"Let books be your dining table, / And you shall be full of delights. / Let them be your
mattress,/
And you shall sleep restful nights" (St. Ephraim the Syrian).


Wednesday, January 12, 2011

Inter-Religious Relations in the Ottoman Empire

The study of almost all aspects of Eastern Christianity still lags behind comparable Western scholarship by many decades. This is true a fortiori of the study of relations between Muslims and Eastern Christians (Greeks and Armenians especially), particularly in the Ottoman Empire. Some periods are relatively well covered, while many are not--and are not likely to be given that in many instances sources, especially Turkish and Arabic sources, simply do not exist. Of those periods for which we have recent studies, not all of them are entirely reliable; some are so polemical and politicized as to be of limited use.

I just finished one excellent and widely acclaimed study of the Ottomans in the death throes of empire:  

A Peace to End All Peace: The Fall of the Ottoman Empire and the Creation of the Modern Middle East 

by David Fromkin. Originally published in 1989, and reissued in a 20th-anniversary edition in 2009, this is a wonderfully written sweeping survey that manages to pack a great deal into a relatively brief book (643pp). The star protagonist in this is--not surprisingly for those who know the period, especially that of the Great War--Winston Churchill. Many of the problems still in the headlines today, including the state of Iraq, and Arab-Israeli relations, might well have turned out differently but for the ideas of Churchill and, especially, his political master, David Lloyd George, whose premiership, Fromkin demonstrates, was riven with anti-Ottoman hatred--and for reasons that are not entirely clear, which should not surprise us given that Lloyd George's ("the Welsh wizard") motives were not always clear even to those closest to him. Britain's centuries-long foreign policy of not allowing any one continental power to achieve too great a prominence (hilariously satirized here) continues to haunt the Middle East and indeed all of us. Even more egregious, to my mind, is Britain's self-presentation on the one hand as a "Christian nation" while so often so completely ignoring the plight of Christians in the lands under their suasion. "Put not your trust in princes" indeed, perhaps especially those claiming to be Christian princes. (To be fair, neither Churchill nor George could be even remotely considered to subscribe to basic Christian orthodoxy. Both were, I suppose, deists at best.) Even during and after World War I the Assyrian Christians were in a ghastly condition but nobody cared--just as nobody cared after the first Gulf War or the second. Plus ça change, plus c'est la même chose.

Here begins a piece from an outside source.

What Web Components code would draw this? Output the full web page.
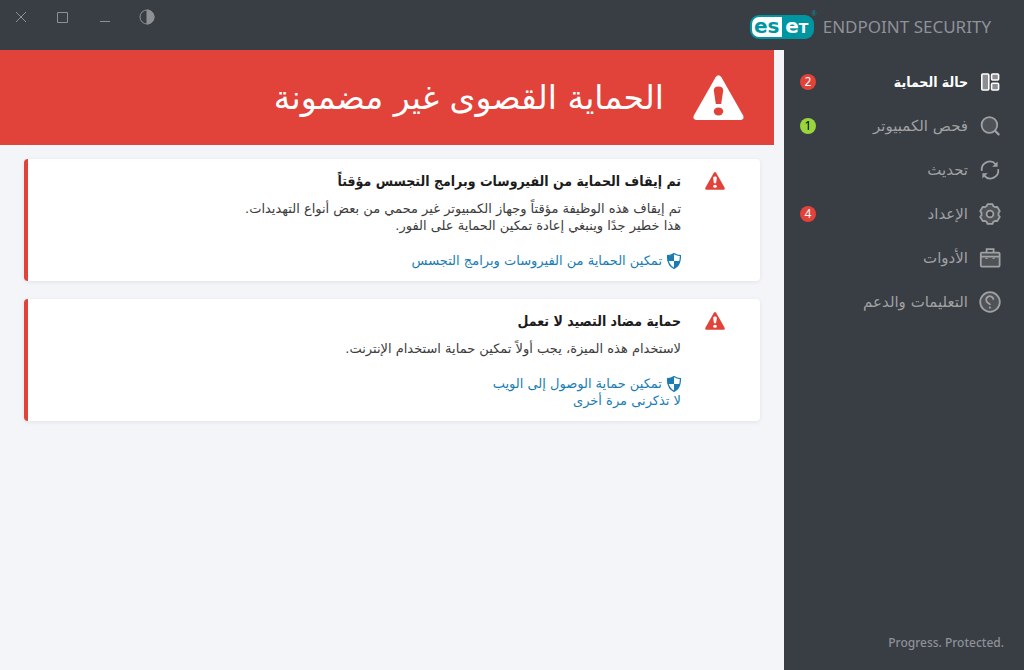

Not all Eastern Christians always suffered during the Ottoman Empire. Some Armenian historians have recently recognized that while Armenia has indisputably suffered horribly under the Ottomans, especially from 1894-1915, one salutary result of living under Ottoman domination was that it forced Armenians to unite rather than splinter, and so held them together as a cohesive "nation" before they had a nation-state. In other words, the history of Muslim-Eastern Christian relations is not always bloody and bad--though much of it certainly is, and politicized attempts to pretend otherwise are not merely fatuous but iniquitous. 

Now a new book comes out to open up further our understanding of inter-religious relations in the late Ottoman period:

Michelle Campos, Ottoman Brothers: Muslims, Christians, and Jews in Early Twentieth-Century Palestine (Stamford University Press, 2010), xii+343pp.

Campos is an historian teaching at the University of Florida.

Her book is an attempt to explore the last decade of Ottoman life, from 1908 onwards, when Jews, Muslims, and Christians--and others--went from being imperial subjects to citizens overnight, exploring what it meant to construct a civic life together. Her book seeks to trace the developments of this startling change before Arab nationalism, Zionism, and other forces began to wreak havoc on the area.

I look forward to seeing this reviewed in Logos: A Journal of Eastern Christian Studies.